O progressivismo, que colonizou a cabeça de toda a metafísica do Ocidente nos últimos 200, 300 anos, atingiu a arte de maneira brutal. De uma forma muito grosseira, pode-se dizer que um tipo de narrativa do século XX defende a ideia de que se pode traçar uma fictícia linha reta entre dois pontos imaginários na trajetória artística da Modernidade. A perfeita representação espelhada da "realidade", de um lado, e os experimentalismos ligados à abstração, do outro. A arte deveria percorrer, ao longo da História, esse caminho, de um extremo ao oposto.

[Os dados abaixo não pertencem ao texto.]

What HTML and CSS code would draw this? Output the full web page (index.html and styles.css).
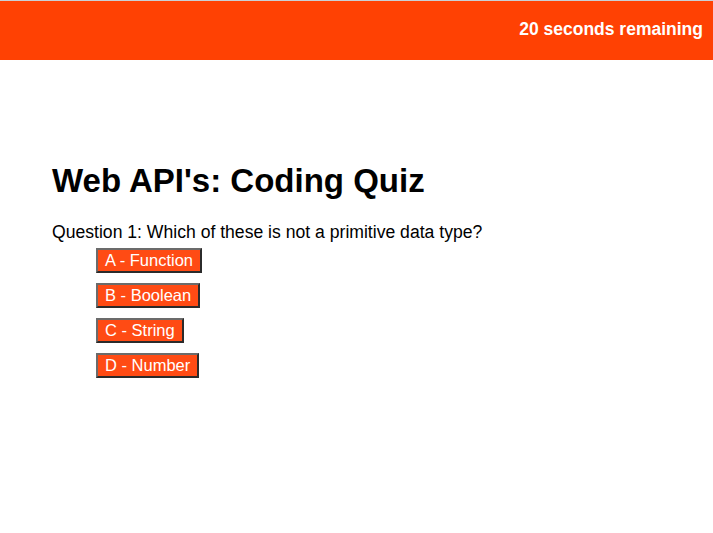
FILE: index.html
```html
<!DOCTYPE html>
<html>
<head>
<meta charset="utf-8">
<link rel="stylesheet" href="styles.css">
</head>
<body>
<header class="topbar">
  <span class="timer">20 seconds remaining</span>
</header>
<main class="quiz">
  <h1 class="title">Web API's: Coding Quiz</h1>
  <p class="question">Question 1: Which of these is not a primitive data type?</p>
  <ul class="answers">
    <li><button class="answer">A - Function</button></li>
    <li><button class="answer">B - Boolean</button></li>
    <li><button class="answer">C - String</button></li>
    <li><button class="answer">D - Number</button></li>
  </ul>
</main>
</body>
</html>
```
FILE: styles.css
```css
html, body {
  margin: 0;
  padding: 0;
  background: #fff;
  font-family: "Liberation Sans", Arial, sans-serif;
  color: #000;
}
.topbar {
  border-top: 1px solid #c9d0d6;
  height: 59px;
  background: #ff4103;
  display: flex;
  align-items: center;
  justify-content: flex-end;
  padding-right: 10px;
}
.timer {
  color: #fff;
  font-weight: bold;
  font-size: 17.5px;
  margin-top: -2px;
}
.quiz {
  padding: 102px 52px 0;
}
.title {
  font-size: 33px;
  font-weight: bold;
  margin: 0 0 24px;
  line-height: 37px;
}
.question {
  margin: 0 0 6px;
  font-size: 17.6px;
  line-height: 19px;
}
.answers {
  list-style: none;
  margin: 0;
  padding: 0 0 0 44px;
  display: flex;
  flex-direction: column;
  align-items: flex-start;
  gap: 10px;
}
.answer {
  font-family: "Liberation Sans", Arial, sans-serif;
  font-size: 16.5px;
  line-height: 19px;
  color: #fff;
  background: #ff4b14;
  border: 2px solid;
  border-color: #6b6b6b #2b2b2b #2b2b2b #6b6b6b;
  padding: 1px 7px;
  margin: 0;
}
```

Assim, até a invenção de objetos que capturam a "realidade" de forma "mecânica", a arte estava em busca de uma maior perfeição em "retratar" o que há. À arte, portanto, bastava então ser o mais fiel possível ao "real", repetindo-o em todos os detalhes possíveis. Com a fotografia e depois o cinema, a arte buscou outros projetos - principalmente a abstração - , que pudessem torná-la ainda relevante, já que como "cópia" da realidade ela jamais poderia competir com as máquinas. Obviamente ambos os modos de interpretar a arte são, no mínimo, pobres, a começar por pensar uma "realidade" nua, pura, sem qualquer adereço, ou imaginar algum tipo de produção que não tenha algum grau de subjetividade.
De toda forma, essa busca experimental pela abstração - junto a outros inúmeros fatores, como o crescimento da classe média de padrão pequeno burguês nos países ricos, o florescimento de outros modos de entretenimento, mais pueris e leves, a competitividade exacerbada no campo do trabalho, etc. - criou uma cisão imensa entre a produção artística de proa [para evitar usar a palavra vanguarda aqui] e a sua influência na sociedade.
Vale um pequeno parêntese para dizer que nunca houve uma grande influência da arte na sociedade - ao menos não nos moldes genéricos [em qualquer sociedade] e nas definições estanques [i.e. nas belas artes] como se espera ao contar essa história. O que vale são aproximações de pensamentos, tais como quando dizemos "a democracia grega", sem sublinhar que nem mulheres, nem crianças, nem escravos podiam votar. A arte - no Ocidente estendido - tinha um peso e um papel na sociedade até o século XX que foi abrandada em função do aparecimento de outros mecanismos a ocupar o espaço-tempo do mero mortal. É mais fácil ver uma novela na TV que encarar um romance cabeçudo, por exemplo.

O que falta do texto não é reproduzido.